* Start *

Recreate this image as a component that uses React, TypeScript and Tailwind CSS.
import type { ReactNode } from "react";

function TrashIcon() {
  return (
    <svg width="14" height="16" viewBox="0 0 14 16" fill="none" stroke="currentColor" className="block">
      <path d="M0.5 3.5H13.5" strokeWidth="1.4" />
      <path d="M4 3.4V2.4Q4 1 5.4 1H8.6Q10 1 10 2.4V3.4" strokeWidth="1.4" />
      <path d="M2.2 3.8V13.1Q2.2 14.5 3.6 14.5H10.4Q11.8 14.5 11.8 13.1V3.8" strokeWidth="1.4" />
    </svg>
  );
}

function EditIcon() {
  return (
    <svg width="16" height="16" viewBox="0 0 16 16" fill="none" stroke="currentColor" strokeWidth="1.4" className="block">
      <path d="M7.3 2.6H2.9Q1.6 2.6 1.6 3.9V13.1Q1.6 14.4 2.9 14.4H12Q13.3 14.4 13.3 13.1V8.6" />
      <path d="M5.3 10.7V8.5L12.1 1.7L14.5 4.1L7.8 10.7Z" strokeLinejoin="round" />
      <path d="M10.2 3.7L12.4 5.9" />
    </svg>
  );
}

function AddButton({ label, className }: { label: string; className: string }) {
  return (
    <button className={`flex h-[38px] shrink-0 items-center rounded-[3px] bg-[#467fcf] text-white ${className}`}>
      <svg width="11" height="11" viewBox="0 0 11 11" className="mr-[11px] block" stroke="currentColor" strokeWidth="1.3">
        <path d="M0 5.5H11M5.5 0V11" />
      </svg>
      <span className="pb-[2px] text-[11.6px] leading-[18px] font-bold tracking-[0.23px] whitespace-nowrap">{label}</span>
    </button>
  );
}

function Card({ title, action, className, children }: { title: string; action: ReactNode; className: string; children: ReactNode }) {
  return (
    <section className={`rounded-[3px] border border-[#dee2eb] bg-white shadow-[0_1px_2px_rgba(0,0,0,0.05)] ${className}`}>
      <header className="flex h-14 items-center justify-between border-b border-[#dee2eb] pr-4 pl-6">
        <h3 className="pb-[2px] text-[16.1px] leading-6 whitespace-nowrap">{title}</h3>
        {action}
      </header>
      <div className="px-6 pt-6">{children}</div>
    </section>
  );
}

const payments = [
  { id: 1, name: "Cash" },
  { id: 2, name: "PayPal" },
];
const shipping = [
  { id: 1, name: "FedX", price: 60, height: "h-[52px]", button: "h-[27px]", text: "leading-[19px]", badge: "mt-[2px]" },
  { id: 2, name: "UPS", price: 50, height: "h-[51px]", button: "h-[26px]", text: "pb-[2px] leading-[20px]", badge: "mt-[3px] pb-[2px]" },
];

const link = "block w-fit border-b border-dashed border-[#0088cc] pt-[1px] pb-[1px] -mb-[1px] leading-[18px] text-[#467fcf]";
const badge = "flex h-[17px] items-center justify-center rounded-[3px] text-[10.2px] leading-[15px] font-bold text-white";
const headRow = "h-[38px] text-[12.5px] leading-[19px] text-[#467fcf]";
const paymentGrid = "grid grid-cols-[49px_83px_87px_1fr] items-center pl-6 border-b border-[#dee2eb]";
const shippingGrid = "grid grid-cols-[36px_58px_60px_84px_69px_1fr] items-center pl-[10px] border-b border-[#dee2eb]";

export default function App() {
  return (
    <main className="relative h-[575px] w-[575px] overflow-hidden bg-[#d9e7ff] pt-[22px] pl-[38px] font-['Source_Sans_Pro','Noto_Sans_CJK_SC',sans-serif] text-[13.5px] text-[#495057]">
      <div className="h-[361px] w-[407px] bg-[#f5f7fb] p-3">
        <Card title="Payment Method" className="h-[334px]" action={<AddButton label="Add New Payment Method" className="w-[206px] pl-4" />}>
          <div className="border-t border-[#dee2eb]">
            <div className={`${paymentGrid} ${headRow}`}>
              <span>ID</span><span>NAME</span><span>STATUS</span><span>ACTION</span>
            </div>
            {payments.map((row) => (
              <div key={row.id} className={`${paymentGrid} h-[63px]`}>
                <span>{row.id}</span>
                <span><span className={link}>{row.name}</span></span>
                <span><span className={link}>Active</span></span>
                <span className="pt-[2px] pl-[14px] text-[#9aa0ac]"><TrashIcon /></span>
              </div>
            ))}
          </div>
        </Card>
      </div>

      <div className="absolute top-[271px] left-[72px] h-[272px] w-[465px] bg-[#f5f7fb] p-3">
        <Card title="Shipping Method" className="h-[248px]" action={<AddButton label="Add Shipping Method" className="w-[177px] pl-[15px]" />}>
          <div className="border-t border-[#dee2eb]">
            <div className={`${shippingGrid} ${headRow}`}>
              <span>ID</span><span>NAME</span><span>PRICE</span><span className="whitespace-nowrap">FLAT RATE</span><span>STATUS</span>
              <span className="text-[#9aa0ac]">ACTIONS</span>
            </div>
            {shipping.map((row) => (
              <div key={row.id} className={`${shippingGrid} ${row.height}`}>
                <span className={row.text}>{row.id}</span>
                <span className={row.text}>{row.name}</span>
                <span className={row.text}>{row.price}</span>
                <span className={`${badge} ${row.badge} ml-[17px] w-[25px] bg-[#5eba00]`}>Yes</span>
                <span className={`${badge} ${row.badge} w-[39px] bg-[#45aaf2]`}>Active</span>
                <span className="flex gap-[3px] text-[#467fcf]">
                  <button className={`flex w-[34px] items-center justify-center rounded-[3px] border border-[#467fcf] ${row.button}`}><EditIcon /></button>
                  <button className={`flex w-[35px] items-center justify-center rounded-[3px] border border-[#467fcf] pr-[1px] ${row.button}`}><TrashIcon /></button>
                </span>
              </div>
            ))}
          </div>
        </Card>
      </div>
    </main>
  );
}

* End *
* Start *

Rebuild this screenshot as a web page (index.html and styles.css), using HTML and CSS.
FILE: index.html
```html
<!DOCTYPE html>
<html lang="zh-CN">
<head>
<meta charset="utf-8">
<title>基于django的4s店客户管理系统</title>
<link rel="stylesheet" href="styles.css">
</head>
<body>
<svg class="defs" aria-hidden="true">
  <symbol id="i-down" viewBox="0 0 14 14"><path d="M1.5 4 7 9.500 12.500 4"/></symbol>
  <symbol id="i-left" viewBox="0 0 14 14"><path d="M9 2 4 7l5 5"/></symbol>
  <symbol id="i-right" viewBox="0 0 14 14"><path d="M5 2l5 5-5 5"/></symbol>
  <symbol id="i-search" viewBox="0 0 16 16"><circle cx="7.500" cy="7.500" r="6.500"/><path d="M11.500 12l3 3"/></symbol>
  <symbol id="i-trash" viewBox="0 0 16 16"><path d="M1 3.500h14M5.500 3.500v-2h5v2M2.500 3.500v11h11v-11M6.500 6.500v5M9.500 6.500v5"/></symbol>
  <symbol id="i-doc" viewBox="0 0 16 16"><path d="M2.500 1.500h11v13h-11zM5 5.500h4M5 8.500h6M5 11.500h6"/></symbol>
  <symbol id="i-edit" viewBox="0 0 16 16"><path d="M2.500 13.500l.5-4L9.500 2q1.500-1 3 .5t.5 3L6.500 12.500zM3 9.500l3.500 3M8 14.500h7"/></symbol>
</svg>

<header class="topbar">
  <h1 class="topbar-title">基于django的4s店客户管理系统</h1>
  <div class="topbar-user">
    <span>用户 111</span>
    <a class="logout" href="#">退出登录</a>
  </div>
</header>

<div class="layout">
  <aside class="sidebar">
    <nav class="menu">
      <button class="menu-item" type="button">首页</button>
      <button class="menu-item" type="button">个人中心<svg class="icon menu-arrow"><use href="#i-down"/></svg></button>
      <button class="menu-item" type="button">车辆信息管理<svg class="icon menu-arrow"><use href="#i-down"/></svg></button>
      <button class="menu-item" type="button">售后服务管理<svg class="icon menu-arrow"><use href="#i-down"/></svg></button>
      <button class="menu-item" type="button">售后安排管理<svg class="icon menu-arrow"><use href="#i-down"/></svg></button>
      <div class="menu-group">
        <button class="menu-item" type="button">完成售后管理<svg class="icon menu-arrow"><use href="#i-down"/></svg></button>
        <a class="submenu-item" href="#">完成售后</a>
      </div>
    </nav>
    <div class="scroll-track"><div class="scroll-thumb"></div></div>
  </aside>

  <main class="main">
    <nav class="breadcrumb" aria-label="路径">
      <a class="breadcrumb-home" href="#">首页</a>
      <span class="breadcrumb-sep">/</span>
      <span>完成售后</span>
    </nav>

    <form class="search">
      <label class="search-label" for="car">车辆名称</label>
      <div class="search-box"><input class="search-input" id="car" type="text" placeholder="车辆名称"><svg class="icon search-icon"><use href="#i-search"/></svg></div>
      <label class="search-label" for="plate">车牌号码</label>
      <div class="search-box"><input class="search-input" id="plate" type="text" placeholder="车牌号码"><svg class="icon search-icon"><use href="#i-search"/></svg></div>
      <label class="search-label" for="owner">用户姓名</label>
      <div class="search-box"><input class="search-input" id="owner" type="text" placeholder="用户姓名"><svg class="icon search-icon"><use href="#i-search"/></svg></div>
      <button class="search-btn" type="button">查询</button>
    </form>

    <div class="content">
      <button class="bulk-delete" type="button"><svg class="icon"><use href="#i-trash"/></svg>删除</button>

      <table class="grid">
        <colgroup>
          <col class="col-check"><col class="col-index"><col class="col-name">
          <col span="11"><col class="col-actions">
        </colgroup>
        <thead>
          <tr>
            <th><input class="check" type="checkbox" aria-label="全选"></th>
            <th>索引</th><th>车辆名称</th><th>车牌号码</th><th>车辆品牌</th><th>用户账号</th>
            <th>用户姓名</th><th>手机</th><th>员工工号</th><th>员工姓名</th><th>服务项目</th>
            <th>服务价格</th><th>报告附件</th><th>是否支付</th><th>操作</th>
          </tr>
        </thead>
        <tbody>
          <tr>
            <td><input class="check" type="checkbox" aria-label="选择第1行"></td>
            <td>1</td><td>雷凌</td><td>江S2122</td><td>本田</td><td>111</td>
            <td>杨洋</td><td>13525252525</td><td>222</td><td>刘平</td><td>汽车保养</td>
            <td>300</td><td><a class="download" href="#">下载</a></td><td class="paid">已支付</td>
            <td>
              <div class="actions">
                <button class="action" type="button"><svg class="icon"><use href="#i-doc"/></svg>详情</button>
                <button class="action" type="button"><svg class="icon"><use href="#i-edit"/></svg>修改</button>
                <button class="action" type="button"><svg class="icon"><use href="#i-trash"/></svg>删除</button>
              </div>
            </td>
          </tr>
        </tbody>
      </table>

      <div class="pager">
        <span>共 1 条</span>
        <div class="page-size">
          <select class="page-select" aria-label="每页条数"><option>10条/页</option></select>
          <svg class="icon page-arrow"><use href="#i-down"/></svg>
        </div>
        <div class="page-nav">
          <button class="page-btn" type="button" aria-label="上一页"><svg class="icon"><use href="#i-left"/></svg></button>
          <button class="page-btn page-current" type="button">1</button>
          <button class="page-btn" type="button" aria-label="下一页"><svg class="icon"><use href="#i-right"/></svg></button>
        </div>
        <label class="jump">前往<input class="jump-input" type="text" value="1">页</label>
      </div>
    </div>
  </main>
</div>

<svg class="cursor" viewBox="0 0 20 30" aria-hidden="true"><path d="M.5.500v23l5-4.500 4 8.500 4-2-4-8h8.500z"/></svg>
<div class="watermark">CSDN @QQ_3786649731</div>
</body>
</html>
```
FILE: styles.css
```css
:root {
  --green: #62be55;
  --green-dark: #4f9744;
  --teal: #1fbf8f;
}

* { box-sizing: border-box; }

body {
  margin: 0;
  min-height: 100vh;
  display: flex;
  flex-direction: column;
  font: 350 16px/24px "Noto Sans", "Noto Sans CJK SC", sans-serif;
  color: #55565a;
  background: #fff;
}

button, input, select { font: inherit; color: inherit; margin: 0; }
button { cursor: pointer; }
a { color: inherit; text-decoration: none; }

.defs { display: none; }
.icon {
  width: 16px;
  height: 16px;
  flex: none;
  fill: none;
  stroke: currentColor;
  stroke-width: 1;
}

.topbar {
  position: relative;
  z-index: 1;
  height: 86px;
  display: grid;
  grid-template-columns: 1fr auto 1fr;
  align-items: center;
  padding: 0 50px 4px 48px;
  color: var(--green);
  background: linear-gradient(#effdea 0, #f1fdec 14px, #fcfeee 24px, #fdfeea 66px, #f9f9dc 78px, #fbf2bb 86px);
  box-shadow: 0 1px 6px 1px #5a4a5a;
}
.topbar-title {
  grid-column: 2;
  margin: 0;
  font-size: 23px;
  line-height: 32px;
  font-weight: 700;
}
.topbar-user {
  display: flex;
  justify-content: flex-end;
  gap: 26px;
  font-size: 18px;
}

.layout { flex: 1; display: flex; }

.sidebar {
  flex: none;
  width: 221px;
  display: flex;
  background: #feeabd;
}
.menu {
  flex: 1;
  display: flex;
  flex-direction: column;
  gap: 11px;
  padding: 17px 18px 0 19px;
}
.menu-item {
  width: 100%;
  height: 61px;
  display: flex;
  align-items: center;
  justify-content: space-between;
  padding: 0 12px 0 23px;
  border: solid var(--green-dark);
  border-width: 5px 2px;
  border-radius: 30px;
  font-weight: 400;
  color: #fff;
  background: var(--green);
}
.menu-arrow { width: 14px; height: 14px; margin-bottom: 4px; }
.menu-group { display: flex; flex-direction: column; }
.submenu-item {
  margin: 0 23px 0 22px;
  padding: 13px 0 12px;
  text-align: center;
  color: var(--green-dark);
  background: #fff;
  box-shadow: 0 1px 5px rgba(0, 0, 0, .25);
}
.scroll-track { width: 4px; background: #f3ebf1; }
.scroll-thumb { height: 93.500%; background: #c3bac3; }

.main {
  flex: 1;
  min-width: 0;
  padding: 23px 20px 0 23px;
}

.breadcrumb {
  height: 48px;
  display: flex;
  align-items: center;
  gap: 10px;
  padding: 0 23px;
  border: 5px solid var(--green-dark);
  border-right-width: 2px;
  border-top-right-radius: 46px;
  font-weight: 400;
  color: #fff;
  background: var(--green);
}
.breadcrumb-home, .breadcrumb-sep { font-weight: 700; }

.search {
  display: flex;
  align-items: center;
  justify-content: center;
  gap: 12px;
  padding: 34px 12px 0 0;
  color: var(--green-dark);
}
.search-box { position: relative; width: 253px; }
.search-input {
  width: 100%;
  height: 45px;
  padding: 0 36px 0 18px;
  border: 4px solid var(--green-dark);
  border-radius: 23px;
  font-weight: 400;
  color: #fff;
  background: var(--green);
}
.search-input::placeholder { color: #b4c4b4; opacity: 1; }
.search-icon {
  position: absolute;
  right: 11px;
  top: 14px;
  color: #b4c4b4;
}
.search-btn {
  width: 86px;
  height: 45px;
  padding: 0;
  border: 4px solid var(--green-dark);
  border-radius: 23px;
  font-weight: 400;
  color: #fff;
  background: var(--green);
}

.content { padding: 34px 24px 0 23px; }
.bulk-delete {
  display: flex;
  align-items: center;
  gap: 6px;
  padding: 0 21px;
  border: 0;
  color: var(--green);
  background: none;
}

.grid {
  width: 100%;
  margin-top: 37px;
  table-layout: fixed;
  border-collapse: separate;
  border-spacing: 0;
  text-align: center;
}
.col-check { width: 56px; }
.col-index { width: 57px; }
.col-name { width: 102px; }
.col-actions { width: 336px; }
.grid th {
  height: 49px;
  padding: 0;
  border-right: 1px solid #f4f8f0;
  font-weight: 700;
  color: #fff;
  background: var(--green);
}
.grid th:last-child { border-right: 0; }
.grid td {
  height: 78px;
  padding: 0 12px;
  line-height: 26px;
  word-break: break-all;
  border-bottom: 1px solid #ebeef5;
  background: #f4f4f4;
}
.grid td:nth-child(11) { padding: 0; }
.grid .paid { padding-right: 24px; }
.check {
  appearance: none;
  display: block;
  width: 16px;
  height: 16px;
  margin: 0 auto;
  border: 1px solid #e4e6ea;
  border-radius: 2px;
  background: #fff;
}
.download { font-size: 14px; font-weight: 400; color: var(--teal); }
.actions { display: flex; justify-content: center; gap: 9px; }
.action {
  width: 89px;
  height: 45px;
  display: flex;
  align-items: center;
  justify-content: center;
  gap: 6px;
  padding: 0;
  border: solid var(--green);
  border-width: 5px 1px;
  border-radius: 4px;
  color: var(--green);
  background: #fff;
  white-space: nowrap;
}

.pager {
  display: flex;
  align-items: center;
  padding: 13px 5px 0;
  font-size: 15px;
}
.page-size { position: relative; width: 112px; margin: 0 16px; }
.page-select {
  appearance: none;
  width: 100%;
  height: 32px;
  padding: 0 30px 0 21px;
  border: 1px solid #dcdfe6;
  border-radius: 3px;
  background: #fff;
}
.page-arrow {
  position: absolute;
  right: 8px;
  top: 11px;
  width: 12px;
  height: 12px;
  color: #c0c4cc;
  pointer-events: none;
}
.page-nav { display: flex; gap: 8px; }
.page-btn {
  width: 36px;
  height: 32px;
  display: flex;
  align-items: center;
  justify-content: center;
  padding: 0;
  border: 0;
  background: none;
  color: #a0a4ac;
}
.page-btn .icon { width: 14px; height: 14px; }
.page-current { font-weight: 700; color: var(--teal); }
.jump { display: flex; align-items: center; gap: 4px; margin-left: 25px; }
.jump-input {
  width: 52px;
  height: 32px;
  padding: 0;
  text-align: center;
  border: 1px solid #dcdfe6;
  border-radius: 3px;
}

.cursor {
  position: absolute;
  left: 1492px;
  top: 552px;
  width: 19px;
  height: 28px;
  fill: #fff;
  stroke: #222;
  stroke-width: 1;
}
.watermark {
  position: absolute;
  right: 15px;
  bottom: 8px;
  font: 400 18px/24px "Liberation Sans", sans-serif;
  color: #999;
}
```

* End *
* Start *

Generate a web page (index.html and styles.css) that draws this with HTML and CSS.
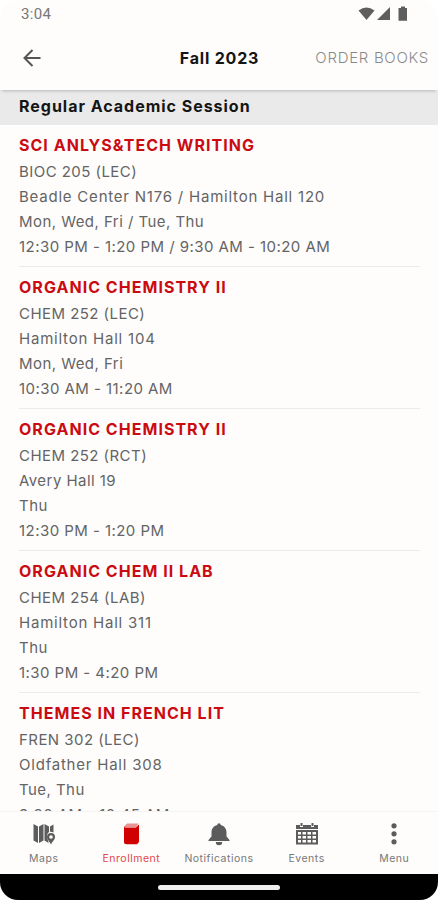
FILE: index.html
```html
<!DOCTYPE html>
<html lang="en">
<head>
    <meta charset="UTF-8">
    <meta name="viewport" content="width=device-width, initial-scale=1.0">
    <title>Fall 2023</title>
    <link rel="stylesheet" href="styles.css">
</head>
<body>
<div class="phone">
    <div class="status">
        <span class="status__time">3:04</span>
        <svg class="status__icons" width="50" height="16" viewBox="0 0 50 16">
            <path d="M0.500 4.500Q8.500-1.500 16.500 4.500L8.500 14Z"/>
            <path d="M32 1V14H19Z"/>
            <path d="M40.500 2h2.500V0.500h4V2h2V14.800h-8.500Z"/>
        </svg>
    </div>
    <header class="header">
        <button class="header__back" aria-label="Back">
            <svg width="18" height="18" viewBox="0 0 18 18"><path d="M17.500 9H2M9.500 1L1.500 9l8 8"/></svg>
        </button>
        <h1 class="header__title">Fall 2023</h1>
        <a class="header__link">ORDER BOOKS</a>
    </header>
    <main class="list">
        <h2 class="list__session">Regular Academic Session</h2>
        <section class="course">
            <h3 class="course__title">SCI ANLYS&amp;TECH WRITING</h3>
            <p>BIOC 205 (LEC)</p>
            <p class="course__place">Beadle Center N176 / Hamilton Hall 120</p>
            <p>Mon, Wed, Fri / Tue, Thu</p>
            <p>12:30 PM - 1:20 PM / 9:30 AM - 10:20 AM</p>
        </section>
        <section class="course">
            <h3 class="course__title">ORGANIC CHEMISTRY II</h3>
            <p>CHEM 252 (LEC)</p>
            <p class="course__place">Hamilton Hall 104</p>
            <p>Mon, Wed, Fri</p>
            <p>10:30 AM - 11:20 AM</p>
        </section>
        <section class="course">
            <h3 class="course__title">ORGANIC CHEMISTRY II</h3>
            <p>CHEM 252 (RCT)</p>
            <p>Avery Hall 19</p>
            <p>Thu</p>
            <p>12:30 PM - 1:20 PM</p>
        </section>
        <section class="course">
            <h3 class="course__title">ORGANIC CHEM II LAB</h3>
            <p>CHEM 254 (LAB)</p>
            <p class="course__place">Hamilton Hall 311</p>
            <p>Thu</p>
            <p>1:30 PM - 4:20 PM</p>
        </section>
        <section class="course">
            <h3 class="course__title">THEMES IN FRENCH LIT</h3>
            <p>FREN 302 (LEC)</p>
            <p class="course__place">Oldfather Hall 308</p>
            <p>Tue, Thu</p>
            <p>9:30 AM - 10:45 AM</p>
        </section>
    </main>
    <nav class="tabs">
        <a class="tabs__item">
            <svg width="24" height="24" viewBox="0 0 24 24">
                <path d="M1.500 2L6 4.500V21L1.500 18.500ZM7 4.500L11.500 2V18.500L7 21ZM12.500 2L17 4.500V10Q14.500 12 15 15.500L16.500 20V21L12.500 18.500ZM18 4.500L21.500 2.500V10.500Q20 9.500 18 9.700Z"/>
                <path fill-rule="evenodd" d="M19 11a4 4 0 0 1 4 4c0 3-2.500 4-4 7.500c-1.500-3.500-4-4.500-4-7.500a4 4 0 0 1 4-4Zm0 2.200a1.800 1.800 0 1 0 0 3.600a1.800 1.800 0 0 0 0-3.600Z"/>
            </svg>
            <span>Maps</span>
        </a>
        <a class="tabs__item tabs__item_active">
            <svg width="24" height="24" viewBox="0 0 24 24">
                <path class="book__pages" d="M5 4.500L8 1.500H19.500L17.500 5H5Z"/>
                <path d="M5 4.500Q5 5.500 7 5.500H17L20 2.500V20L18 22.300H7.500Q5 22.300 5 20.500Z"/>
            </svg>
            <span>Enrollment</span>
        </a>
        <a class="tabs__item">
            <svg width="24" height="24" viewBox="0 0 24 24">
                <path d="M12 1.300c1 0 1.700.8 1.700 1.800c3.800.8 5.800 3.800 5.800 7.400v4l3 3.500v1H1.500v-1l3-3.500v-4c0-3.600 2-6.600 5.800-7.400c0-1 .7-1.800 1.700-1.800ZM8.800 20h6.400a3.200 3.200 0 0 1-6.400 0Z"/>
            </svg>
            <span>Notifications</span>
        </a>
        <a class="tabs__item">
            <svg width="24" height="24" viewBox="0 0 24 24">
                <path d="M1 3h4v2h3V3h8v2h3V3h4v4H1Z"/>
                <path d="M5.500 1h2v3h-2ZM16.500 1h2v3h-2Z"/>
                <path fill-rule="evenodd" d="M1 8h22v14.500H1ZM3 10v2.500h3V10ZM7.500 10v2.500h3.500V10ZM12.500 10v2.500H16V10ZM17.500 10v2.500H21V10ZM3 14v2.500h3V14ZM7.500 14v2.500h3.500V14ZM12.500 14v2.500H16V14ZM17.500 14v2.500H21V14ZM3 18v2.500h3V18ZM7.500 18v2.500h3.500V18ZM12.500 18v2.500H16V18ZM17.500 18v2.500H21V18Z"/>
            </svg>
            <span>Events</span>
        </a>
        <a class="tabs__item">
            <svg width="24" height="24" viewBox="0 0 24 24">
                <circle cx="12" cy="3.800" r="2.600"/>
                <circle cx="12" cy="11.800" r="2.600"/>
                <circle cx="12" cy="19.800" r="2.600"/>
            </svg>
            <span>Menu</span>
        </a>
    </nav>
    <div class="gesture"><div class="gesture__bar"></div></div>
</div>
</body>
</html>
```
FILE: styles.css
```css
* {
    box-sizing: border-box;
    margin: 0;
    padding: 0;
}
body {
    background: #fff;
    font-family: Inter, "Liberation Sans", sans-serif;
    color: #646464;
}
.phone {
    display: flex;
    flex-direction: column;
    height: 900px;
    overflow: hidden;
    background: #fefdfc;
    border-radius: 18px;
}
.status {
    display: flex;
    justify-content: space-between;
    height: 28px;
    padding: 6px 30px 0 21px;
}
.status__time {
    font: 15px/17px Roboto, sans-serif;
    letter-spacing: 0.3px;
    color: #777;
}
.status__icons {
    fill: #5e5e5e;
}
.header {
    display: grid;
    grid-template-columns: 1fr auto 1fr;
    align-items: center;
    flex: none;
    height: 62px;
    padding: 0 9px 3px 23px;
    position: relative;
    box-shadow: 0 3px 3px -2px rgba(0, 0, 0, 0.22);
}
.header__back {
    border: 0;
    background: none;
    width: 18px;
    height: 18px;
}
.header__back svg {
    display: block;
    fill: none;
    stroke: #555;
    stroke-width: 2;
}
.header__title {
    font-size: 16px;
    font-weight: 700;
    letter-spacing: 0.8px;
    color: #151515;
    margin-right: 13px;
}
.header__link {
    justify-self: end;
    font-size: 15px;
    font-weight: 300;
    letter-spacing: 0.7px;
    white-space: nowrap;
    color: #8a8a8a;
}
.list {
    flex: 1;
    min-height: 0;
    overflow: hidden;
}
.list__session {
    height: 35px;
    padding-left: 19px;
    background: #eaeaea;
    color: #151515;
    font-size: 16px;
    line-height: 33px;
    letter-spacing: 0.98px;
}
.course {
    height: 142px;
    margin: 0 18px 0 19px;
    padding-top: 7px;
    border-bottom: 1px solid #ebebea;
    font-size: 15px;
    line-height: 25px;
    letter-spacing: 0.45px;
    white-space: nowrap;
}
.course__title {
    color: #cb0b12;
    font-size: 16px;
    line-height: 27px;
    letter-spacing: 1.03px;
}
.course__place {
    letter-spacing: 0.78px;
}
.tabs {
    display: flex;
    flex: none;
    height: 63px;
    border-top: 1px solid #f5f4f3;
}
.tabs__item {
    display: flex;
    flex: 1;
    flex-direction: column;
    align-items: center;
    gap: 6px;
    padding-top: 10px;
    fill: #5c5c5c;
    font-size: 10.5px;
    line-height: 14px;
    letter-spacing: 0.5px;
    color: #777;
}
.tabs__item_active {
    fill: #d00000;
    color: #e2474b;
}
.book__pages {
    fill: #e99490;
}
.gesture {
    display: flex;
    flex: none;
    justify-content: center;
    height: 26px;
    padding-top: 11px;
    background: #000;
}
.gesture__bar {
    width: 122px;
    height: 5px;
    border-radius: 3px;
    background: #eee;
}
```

* End *

Look through the material and copy each line that has "styles".

Rebuild this screenshot as a web page (index.html and styles.css), using HTML and CSS.
<link rel="stylesheet" href="styles.css">
FILE: styles.css
Generate a web page (index.html and styles.css) that draws this with HTML and CSS.
    <link rel="stylesheet" href="styles.css">
FILE: styles.css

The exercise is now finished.